→ **STATED TASK**: Find the lines with "React" in them and copy them out.

→ **MATERIAL FOR THE TASK**:
+ + + + +

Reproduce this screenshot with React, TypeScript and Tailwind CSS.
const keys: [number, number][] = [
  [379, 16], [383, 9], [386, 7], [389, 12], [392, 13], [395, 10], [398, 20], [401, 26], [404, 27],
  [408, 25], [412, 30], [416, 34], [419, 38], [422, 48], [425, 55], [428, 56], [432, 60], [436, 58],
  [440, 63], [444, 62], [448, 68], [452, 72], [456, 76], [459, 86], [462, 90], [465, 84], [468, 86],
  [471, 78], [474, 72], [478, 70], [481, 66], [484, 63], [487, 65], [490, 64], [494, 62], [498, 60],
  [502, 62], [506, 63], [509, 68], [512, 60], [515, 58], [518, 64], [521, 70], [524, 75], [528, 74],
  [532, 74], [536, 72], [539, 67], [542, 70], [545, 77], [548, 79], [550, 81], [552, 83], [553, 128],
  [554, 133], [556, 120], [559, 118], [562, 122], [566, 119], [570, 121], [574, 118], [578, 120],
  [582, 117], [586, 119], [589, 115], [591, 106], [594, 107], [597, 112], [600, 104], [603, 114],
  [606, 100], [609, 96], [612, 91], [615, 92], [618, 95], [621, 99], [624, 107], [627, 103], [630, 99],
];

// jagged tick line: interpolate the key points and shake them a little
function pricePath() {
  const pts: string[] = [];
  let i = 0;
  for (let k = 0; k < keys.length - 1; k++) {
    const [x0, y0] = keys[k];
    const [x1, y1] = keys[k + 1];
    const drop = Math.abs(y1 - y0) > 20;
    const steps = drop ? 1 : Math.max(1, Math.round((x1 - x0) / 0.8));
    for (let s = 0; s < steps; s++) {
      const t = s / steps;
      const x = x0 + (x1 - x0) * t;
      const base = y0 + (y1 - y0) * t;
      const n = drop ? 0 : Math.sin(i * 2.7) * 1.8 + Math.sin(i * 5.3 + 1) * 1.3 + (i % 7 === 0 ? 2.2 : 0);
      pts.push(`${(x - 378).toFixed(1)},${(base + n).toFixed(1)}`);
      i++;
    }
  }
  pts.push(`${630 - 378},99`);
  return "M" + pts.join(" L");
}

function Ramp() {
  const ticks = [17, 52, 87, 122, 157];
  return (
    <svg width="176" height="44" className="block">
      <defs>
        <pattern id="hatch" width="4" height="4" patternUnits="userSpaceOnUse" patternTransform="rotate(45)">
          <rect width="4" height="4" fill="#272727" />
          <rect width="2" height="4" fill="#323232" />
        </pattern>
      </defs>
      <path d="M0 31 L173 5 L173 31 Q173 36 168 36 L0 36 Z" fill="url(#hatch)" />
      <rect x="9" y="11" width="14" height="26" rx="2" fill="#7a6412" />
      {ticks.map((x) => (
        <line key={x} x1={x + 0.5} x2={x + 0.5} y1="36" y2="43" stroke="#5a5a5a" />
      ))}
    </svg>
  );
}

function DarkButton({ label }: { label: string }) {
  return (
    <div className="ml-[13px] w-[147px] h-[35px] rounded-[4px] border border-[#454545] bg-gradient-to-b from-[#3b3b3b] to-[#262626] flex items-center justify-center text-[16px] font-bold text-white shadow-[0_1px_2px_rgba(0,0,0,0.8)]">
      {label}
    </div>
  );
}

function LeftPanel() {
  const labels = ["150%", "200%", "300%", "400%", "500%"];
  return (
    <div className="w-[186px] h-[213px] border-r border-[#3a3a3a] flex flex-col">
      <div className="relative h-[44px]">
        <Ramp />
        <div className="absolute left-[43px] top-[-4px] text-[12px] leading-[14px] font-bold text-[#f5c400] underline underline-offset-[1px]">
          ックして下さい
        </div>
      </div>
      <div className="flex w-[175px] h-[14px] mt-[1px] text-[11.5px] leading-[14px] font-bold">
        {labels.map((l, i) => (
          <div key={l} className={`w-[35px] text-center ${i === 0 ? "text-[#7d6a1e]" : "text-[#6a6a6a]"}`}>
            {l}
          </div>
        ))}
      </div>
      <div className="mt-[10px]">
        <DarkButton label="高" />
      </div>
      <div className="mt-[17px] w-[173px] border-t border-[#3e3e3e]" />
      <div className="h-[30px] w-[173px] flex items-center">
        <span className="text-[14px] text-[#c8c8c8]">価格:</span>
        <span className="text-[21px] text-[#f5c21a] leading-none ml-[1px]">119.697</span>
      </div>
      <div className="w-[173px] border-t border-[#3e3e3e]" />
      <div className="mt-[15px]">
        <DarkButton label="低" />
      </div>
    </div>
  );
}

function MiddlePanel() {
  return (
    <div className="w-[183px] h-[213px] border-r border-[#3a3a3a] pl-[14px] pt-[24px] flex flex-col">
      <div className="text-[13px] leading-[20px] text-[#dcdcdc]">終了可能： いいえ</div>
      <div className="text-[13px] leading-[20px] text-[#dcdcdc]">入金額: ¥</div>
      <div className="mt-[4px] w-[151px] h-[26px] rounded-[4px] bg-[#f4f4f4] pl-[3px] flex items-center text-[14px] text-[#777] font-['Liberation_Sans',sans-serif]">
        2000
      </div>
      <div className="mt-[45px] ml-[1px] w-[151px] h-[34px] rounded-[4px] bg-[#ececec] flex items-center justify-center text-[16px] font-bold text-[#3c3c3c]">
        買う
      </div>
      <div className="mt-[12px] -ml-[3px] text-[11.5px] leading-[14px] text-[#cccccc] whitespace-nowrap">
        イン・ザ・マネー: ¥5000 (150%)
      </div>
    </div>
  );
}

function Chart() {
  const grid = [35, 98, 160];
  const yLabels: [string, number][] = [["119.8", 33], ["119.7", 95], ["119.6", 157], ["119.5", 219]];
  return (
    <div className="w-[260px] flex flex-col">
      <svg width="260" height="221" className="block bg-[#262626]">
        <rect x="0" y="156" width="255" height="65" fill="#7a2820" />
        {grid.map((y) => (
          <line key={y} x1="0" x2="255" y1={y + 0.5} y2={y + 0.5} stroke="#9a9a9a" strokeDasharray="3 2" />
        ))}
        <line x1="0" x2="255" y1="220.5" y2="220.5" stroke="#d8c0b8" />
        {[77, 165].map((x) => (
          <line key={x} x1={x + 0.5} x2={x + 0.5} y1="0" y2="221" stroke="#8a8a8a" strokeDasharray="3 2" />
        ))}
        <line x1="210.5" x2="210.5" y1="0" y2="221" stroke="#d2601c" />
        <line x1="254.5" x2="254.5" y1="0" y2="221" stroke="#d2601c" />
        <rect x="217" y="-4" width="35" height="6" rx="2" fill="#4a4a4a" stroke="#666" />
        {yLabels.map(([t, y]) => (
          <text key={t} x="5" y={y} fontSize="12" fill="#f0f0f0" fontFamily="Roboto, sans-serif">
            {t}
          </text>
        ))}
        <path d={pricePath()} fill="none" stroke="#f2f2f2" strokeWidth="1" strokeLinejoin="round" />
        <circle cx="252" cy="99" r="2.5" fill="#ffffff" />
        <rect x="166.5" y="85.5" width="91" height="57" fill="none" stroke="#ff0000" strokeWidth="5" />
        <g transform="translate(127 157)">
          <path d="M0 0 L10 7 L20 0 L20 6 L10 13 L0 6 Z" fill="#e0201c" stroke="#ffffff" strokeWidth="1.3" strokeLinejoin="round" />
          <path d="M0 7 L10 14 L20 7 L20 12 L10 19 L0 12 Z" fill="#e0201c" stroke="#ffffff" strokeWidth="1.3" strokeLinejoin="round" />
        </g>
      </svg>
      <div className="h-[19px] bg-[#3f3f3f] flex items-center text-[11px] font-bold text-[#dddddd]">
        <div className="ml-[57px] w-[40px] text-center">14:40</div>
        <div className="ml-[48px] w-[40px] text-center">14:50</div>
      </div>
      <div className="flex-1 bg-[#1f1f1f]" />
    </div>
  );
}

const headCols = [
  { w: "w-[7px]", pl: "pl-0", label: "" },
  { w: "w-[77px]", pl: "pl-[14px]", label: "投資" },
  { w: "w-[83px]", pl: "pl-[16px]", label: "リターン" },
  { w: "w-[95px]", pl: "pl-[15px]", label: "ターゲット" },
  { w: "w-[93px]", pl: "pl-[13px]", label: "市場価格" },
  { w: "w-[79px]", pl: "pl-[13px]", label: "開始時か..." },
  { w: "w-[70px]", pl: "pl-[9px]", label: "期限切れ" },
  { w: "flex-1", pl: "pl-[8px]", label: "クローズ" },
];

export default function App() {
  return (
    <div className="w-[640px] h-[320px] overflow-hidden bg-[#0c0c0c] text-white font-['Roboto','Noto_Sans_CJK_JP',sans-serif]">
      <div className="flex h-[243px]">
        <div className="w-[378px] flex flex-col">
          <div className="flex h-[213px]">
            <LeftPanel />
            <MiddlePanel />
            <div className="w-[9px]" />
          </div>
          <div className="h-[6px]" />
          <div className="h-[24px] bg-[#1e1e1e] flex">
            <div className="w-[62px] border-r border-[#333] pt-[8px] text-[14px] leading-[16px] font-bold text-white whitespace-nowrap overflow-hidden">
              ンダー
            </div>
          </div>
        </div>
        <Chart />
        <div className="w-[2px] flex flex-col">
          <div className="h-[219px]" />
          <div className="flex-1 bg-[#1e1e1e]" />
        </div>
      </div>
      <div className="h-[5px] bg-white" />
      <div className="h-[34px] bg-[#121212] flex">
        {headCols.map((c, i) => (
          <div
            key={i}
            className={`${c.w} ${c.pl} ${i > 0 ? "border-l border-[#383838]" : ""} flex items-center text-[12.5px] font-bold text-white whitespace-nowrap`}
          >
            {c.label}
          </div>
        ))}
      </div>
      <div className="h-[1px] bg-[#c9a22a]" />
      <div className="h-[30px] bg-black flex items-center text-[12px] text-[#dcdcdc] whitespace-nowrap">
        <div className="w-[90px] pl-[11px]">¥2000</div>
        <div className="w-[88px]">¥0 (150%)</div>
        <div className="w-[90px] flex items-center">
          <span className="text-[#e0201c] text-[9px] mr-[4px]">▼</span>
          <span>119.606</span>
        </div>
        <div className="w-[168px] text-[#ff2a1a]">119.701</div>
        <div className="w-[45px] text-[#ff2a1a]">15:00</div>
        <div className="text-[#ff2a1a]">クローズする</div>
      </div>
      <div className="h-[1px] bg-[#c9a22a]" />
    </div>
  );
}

+ + + + +

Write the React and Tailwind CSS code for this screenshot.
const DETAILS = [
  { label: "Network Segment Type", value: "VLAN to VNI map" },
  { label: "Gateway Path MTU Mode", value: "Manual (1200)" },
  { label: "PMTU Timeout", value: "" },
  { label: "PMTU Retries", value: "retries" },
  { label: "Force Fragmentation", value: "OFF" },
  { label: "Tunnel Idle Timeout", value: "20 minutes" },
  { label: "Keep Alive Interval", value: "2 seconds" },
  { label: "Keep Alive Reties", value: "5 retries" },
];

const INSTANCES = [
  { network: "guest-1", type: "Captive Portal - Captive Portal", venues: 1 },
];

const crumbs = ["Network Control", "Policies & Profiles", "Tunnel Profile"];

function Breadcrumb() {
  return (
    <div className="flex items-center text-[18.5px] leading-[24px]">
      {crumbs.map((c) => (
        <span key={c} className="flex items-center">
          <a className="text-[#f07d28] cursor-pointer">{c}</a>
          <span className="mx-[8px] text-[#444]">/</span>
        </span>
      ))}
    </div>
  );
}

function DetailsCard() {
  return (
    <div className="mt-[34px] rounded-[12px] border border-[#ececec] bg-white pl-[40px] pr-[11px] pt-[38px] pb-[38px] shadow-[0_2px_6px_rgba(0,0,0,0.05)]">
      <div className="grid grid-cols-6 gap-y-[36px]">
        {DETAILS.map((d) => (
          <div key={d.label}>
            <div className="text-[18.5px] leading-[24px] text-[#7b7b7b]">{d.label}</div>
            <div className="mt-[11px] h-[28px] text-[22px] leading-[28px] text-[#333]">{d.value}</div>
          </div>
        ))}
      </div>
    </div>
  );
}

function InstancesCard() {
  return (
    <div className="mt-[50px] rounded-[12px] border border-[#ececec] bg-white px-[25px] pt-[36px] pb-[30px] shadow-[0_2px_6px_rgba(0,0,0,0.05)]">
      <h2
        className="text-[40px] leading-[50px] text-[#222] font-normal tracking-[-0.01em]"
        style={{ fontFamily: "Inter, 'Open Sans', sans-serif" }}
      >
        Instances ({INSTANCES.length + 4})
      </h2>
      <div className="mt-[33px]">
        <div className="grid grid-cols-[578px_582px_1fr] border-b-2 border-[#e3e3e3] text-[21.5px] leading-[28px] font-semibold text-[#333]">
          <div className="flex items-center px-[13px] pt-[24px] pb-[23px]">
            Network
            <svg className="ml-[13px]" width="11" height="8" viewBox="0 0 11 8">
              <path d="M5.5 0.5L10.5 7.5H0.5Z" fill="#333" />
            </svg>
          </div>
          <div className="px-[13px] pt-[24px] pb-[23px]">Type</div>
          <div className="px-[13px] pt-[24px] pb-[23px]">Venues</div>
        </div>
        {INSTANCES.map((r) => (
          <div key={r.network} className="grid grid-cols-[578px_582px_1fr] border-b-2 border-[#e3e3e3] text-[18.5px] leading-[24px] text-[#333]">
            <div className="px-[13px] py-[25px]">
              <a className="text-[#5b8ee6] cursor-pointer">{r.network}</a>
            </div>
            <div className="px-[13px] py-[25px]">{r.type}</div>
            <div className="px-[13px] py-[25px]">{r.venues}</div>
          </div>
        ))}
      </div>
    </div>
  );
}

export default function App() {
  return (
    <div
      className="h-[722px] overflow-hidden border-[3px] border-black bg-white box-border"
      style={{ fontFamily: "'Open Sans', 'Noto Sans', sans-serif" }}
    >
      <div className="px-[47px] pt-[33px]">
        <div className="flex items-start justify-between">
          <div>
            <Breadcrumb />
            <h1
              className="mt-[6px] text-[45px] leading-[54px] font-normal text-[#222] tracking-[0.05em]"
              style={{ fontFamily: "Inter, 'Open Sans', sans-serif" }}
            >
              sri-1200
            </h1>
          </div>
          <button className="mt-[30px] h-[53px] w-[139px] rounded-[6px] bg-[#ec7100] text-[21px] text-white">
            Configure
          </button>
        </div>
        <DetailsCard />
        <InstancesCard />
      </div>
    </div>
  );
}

+ + + + +

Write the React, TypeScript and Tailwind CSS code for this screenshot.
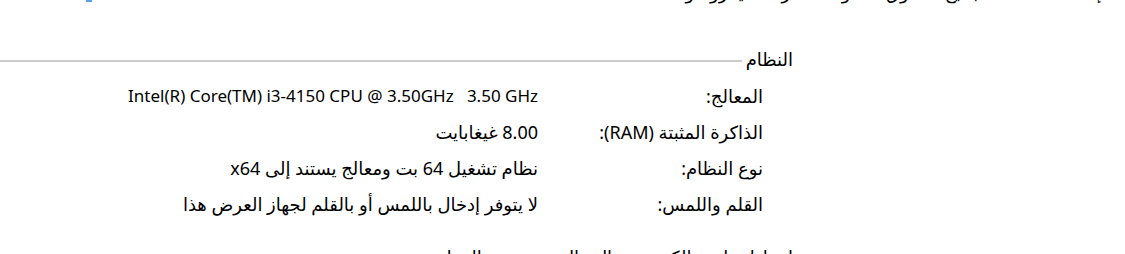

+ + + + +

→ **CORRECT RESULT**:
Reproduce this screenshot with React, TypeScript and Tailwind CSS.
Write the React and Tailwind CSS code for this screenshot.
Write the React, TypeScript and Tailwind CSS code for this screenshot.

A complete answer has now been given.